In the motion, filed on Friday, Monster disputed VPX’s allegations and suggested the complaint was only submitted as a retaliation against the company for the $293 million false advertising lawsuit it had filed against VPX in 2018. As well, Monster argued that VPX had, years prior, previously introduced several failed lawsuits with identical or similar allegations.
“For years, VPX and [former CEO Jack Owoc] have pushed the same frivolous theories against Monster that it pursues in this case,” the filing states. “Depending on the particular lawsuit, VPX has variously styled its allegations as causes of action, affirmative defenses, counterclaims, and trial themes. But whatever VPX calls them, the commonality among VPX’s accusations is that they all failed spectacularly.”

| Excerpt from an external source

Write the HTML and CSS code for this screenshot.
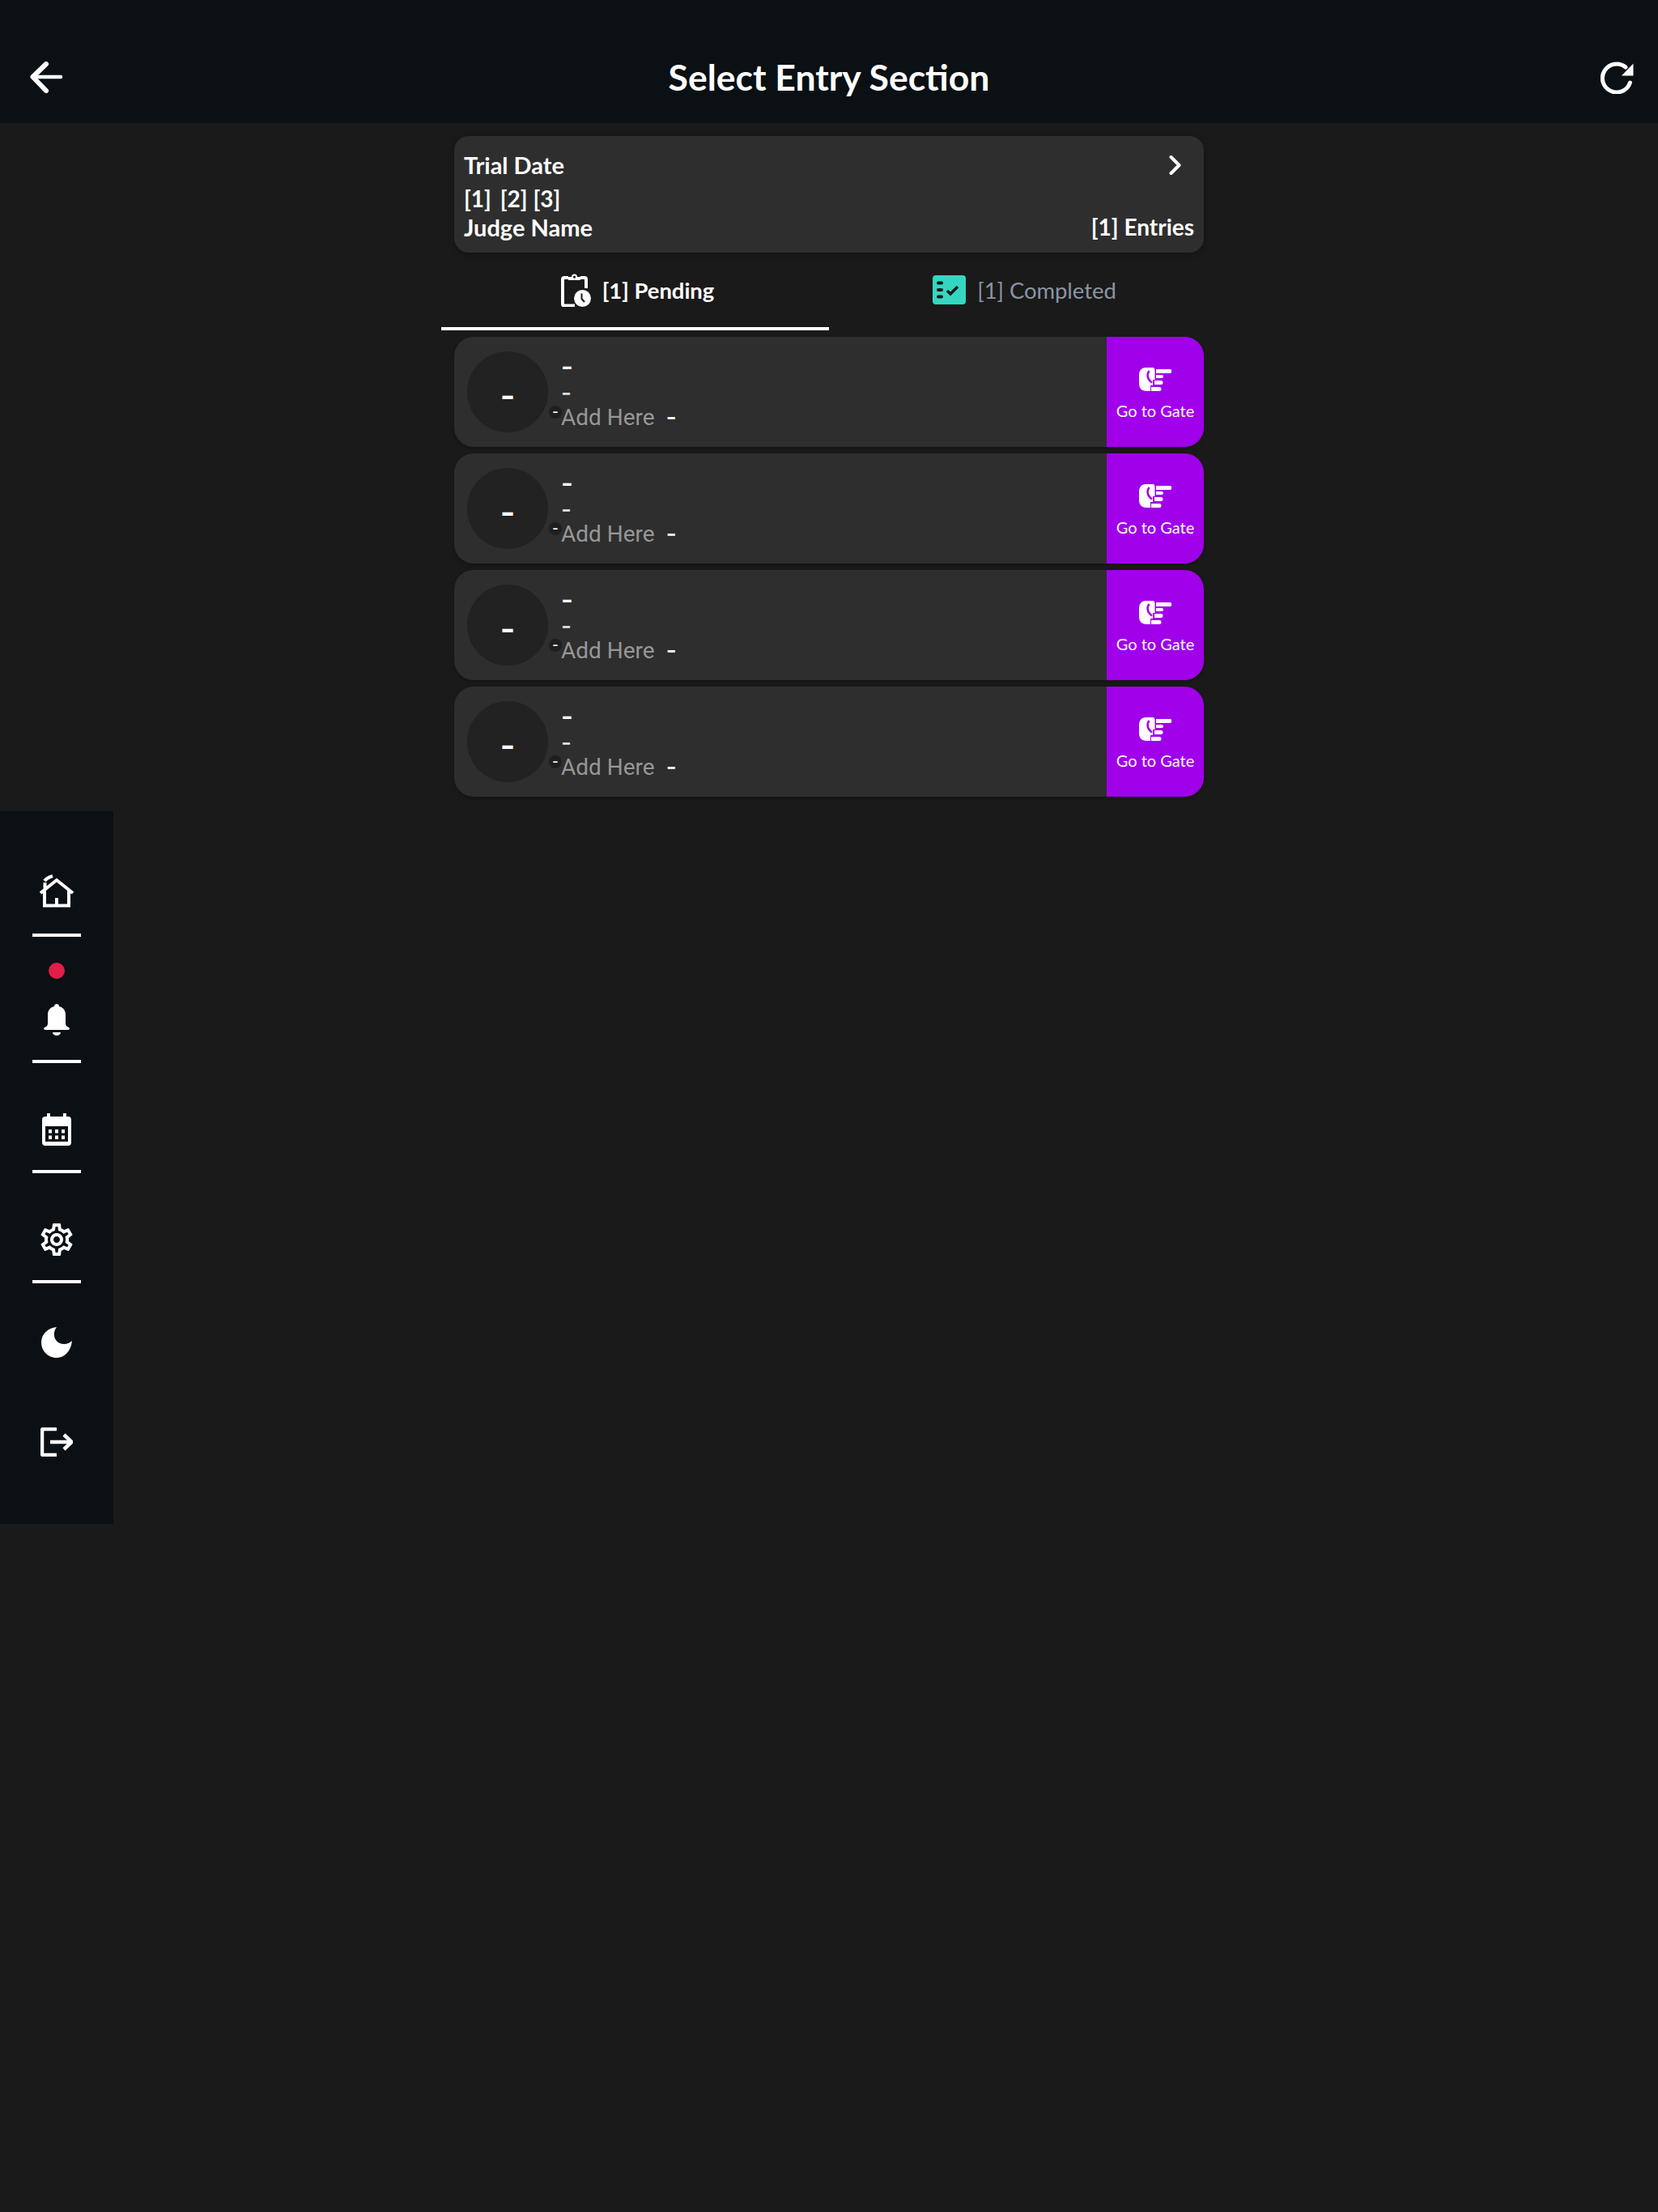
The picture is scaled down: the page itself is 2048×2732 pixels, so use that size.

VPX initiated the lawsuit against Monster in August 2022, less than a month before a jury ruled VPX had violated the Lanham Act by wrongfully claiming to contain creatine. The court ordered the company to pay $293 million in damages to Monster, leading it to file for Chapter 11 bankruptcy protection in October.
In its complaint, VPX alleged that Monster had itself violated the Lanham Act by calling its products “energy” drinks, as their sugar content causes consumers to crash and therefore they “reduce energy.” It also cited allegedly false statements made by the company and its co-CEO Rodney Sacks regarding the safety and efficacy of Monster’s beverages, suggesting the beverages contain “potentially lethal health risks” from sugar.
In its motion to dismiss, Monster called the claims a “grab bag of retaliatory allegations” that “repackaged the same issues that were litigated in the False Advertising Case” against VPX. The filing cited three prior and unsuccessful lawsuits VPX filed against Monster, including a 2019 trade dress violation case, a 2019 false advertising case that similarly challenged Monster’s claims to providing energy, and a separate trade dress complaint in 2020.
The company also asserted its right to use “hyperbolic terms” in marketing and is allowed to claim its products are superior to competitors.
“These are precisely the sort of statements that courts routinely dismiss on the pleadings, as generalized statements that a given product is ‘ideal’ or superior to its competitors is non-actionable puffery,” the filing stated.
The filing comes as the two companies continue to navigate post-trial processes from Monster’s case against VPX. In February, Monster filed a motion seeking an additional $167 million from VPX to cover attorney fees and additional damages suffered during the trial period.
Last week, VPX was given 60 days by the court to cease all sales of Bang products featuring the phrase “Super Creatine” and to add a temporary statement informing consumers of the ruling to all online points of sale.
In March, VPX announced its founder Jack Owoc was no longer with the company, vacating his roles as CEO, chief science officer and chairman of the board. The company has been scheduled for a bankruptcy court auction.